◆ STORED DATA:
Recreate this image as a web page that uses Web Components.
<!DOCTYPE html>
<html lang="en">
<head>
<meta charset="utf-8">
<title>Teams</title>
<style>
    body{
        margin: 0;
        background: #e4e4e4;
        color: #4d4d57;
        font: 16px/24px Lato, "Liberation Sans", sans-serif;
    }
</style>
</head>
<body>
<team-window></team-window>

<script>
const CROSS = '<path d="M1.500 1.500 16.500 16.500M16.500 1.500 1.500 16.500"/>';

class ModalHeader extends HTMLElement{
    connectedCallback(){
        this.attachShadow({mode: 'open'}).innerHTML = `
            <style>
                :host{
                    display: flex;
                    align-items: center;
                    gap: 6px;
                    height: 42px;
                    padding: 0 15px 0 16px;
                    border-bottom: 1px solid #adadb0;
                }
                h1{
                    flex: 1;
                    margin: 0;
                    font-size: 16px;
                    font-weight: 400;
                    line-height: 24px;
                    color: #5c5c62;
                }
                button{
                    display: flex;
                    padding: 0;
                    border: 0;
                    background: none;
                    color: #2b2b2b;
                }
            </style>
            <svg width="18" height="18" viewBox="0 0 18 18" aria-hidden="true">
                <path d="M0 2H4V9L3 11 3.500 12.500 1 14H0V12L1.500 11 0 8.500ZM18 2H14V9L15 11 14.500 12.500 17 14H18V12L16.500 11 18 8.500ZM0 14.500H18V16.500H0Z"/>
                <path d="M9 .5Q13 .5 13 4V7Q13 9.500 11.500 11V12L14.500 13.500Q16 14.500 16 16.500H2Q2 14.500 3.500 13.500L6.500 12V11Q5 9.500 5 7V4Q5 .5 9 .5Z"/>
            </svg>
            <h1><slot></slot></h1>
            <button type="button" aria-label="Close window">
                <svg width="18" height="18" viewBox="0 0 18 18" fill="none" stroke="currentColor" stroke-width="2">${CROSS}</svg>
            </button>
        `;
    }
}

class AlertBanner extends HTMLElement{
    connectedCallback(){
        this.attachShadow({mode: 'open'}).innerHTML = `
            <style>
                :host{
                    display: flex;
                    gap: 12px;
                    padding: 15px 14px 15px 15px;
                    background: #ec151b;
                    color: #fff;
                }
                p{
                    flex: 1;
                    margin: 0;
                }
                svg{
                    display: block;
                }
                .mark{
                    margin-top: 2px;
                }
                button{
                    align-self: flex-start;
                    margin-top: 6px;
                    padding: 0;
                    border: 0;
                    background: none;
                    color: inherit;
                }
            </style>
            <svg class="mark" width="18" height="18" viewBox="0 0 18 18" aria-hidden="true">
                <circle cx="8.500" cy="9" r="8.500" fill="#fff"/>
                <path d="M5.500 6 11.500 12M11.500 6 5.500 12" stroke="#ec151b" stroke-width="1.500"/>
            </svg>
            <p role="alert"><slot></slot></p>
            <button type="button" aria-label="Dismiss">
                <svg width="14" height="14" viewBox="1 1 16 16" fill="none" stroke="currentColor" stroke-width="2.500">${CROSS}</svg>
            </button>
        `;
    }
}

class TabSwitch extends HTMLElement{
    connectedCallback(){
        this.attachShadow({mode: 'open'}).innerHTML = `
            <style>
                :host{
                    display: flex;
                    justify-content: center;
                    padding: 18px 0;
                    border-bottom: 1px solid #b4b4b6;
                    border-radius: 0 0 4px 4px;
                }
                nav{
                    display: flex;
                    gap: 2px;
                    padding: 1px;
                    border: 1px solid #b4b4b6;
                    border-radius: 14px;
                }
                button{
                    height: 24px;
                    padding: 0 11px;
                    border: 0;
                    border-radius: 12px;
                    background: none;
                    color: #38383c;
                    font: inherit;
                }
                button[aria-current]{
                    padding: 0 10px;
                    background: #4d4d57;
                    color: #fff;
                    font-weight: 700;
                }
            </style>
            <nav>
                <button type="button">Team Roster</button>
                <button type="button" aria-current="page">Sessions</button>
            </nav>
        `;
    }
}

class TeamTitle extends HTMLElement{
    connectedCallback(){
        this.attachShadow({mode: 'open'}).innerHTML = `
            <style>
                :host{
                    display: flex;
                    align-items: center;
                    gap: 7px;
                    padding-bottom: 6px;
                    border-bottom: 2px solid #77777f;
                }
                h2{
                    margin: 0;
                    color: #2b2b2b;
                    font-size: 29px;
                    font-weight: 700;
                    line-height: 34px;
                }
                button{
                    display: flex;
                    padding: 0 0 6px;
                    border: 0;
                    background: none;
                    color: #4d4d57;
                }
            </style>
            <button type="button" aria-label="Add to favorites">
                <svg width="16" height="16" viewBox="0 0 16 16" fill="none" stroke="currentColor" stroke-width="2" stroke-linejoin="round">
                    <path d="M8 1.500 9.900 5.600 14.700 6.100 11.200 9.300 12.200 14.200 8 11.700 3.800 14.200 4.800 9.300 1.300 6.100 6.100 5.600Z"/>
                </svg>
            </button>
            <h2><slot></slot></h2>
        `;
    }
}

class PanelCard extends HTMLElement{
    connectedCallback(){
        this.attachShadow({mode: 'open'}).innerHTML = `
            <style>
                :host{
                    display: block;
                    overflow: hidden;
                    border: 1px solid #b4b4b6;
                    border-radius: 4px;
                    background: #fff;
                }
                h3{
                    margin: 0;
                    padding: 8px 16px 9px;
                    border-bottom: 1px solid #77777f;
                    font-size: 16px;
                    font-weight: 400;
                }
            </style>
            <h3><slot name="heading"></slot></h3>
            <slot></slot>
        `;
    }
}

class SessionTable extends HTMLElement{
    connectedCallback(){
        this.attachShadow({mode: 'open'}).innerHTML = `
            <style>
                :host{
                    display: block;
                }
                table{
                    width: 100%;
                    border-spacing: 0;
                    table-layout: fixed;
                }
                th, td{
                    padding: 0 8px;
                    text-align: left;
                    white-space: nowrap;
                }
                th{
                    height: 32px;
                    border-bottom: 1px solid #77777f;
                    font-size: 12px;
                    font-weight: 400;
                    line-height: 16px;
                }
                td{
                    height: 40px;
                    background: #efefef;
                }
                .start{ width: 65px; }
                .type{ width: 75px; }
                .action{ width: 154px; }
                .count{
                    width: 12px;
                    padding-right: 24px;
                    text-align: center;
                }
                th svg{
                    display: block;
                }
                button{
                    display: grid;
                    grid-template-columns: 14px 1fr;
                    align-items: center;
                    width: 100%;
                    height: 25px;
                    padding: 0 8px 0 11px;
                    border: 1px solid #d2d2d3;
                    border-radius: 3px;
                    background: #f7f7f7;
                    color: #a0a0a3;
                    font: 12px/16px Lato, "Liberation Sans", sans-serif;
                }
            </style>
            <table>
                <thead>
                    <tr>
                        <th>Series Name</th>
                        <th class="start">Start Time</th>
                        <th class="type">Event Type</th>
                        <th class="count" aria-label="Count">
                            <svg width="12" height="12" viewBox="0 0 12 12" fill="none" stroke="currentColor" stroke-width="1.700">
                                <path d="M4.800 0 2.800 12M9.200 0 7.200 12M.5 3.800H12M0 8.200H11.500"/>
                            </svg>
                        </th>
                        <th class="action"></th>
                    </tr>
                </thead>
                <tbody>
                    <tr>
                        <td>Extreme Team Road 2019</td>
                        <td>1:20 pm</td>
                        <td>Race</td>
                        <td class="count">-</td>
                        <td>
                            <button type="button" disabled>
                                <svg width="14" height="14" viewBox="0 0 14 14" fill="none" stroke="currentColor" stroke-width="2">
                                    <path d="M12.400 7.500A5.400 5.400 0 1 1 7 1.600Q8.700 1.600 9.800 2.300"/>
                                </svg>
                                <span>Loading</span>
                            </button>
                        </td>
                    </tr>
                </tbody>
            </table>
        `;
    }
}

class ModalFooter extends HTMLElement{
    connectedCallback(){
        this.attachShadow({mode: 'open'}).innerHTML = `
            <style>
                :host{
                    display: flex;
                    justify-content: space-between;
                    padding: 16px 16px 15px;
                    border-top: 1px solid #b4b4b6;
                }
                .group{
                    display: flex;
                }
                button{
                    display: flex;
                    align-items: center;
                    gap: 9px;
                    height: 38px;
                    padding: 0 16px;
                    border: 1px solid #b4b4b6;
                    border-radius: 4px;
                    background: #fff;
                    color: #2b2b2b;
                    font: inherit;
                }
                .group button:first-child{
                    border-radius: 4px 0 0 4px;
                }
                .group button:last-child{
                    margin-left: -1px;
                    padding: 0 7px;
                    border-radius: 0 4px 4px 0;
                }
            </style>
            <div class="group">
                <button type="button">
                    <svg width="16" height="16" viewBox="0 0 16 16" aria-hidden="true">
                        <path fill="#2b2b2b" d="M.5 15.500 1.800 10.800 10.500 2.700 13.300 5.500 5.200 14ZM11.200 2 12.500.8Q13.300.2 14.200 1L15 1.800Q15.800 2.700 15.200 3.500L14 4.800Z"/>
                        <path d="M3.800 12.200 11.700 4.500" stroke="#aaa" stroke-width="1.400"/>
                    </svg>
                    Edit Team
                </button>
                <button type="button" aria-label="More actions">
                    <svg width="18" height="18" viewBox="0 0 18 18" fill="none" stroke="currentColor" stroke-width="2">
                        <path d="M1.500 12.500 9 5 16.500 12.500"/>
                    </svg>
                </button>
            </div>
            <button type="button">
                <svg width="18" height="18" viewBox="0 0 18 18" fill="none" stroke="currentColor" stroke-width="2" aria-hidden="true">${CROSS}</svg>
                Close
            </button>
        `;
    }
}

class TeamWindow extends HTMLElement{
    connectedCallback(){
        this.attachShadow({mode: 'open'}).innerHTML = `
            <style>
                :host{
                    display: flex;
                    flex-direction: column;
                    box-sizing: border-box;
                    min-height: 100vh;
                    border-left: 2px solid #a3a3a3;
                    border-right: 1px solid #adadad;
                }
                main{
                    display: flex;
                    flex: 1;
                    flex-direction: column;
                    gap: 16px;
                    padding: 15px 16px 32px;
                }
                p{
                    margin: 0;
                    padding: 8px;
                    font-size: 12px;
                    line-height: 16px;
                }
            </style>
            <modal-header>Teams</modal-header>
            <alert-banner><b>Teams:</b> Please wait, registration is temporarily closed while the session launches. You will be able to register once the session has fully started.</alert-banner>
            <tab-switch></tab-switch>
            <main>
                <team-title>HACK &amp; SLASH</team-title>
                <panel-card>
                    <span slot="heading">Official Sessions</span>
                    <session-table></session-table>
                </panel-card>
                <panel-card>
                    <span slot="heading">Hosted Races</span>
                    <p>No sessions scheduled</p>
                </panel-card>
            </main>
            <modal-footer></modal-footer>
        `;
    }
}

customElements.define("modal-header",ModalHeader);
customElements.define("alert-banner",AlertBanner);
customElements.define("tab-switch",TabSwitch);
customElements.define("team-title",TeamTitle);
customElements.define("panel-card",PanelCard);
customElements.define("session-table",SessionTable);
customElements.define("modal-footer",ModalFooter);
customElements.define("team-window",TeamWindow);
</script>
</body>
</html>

◆ WHAT IS BEING ASKED:
Exactly as they appear, please write out the lines from the opening of the listing above down to the line containing "<team-window></team-window>", with both end lines included.

◆ TASK ANSWER:
Recreate this image as a web page that uses Web Components.
<!DOCTYPE html>
<html lang="en">
<head>
<meta charset="utf-8">
<title>Teams</title>
<style>
    body{
        margin: 0;
        background: #e4e4e4;
        color: #4d4d57;
        font: 16px/24px Lato, "Liberation Sans", sans-serif;
    }
</style>
</head>
<body>
<team-window></team-window>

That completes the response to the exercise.